> **Information shown**
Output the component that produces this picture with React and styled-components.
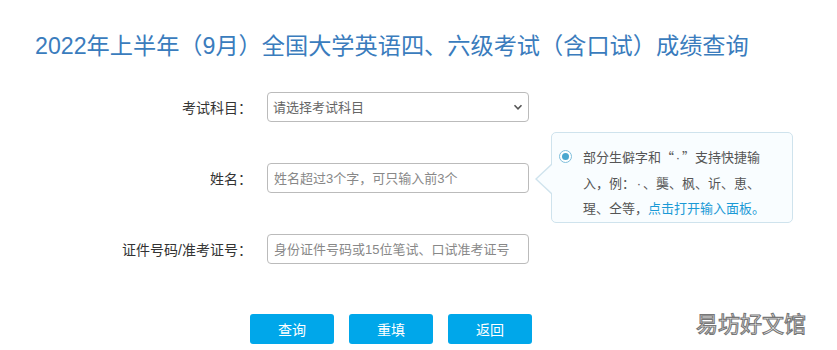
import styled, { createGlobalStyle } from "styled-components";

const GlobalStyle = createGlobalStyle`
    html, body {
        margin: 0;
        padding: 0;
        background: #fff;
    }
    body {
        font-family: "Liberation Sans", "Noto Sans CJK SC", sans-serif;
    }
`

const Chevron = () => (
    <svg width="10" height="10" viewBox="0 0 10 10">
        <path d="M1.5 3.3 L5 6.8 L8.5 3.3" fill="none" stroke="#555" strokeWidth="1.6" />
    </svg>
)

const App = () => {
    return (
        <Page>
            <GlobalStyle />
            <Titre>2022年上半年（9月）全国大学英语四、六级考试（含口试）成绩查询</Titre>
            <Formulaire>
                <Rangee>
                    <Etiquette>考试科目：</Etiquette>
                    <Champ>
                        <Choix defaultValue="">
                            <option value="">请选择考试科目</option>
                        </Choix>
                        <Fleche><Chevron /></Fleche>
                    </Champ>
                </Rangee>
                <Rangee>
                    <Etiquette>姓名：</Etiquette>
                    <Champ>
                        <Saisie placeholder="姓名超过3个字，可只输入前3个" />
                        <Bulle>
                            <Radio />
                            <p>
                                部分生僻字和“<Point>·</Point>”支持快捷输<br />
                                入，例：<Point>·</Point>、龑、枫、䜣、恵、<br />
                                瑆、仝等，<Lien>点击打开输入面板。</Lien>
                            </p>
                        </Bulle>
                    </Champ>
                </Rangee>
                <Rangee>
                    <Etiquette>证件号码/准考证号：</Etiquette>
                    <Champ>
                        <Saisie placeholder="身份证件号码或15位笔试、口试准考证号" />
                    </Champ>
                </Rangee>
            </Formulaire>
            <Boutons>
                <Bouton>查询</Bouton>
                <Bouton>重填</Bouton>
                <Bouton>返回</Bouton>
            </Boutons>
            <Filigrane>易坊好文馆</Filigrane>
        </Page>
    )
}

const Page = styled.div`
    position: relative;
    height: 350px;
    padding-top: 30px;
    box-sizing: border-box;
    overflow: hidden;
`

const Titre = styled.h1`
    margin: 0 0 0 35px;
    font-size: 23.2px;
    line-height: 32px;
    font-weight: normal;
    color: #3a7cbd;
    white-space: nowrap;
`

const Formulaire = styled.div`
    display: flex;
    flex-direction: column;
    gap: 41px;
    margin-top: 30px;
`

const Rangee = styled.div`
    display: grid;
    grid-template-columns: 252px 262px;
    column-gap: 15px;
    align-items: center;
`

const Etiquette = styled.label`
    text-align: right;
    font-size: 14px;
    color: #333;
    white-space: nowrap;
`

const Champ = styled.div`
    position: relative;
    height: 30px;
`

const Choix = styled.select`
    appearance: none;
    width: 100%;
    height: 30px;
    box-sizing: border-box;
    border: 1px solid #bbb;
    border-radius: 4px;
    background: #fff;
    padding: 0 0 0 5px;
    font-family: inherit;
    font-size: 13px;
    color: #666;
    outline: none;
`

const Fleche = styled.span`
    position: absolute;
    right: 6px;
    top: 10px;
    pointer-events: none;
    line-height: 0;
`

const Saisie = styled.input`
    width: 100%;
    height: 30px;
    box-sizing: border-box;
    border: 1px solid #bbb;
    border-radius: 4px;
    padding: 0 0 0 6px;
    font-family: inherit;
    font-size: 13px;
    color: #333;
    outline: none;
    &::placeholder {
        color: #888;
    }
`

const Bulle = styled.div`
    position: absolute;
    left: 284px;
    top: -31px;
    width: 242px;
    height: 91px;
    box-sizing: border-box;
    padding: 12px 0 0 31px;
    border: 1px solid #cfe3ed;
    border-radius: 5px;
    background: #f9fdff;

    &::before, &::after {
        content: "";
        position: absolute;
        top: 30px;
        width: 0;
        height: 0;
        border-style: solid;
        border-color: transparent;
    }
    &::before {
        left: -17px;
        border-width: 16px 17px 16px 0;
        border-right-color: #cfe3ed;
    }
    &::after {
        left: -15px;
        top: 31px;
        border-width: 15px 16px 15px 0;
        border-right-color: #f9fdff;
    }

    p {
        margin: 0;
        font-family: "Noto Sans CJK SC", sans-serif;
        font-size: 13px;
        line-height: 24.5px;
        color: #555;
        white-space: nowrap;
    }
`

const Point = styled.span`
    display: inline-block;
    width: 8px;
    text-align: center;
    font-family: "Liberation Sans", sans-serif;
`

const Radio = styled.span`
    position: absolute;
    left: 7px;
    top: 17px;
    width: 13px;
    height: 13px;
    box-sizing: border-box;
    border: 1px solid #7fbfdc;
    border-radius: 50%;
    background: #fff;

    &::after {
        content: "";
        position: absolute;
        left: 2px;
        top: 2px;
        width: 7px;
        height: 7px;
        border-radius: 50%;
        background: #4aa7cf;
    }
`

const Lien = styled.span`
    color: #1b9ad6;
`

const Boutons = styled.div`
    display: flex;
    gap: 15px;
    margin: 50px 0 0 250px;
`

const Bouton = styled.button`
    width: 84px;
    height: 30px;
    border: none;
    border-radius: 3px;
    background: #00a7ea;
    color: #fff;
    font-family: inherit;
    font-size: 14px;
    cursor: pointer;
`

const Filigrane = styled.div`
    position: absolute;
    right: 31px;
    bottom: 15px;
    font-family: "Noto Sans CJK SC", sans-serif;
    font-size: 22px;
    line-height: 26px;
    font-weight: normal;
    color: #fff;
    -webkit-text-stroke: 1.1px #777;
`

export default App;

...

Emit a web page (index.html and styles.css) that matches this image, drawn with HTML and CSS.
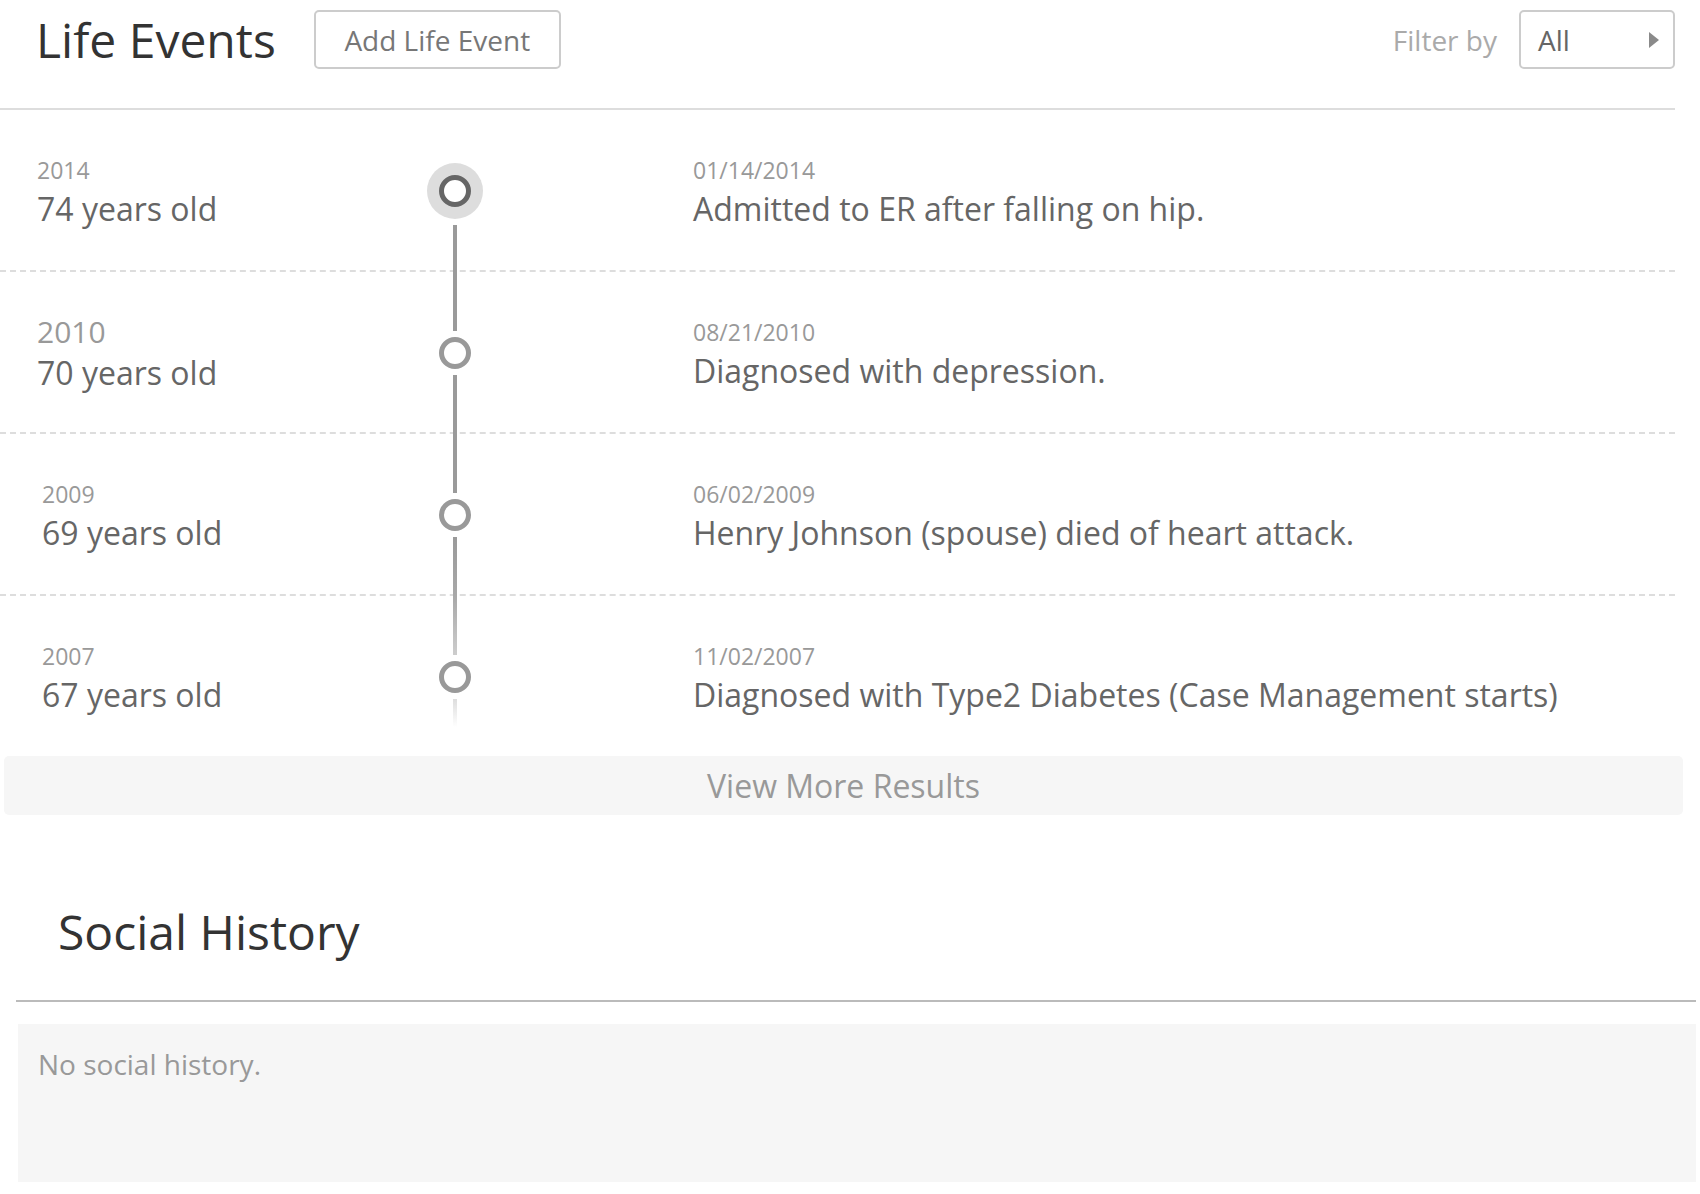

> **Task brief**
Copy every line that includes the string "this" from the material above.

> **Exercise solution**
Output the component that produces this picture with React and styled-components.
Emit a web page (index.html and styles.css) that matches this image, drawn with HTML and CSS.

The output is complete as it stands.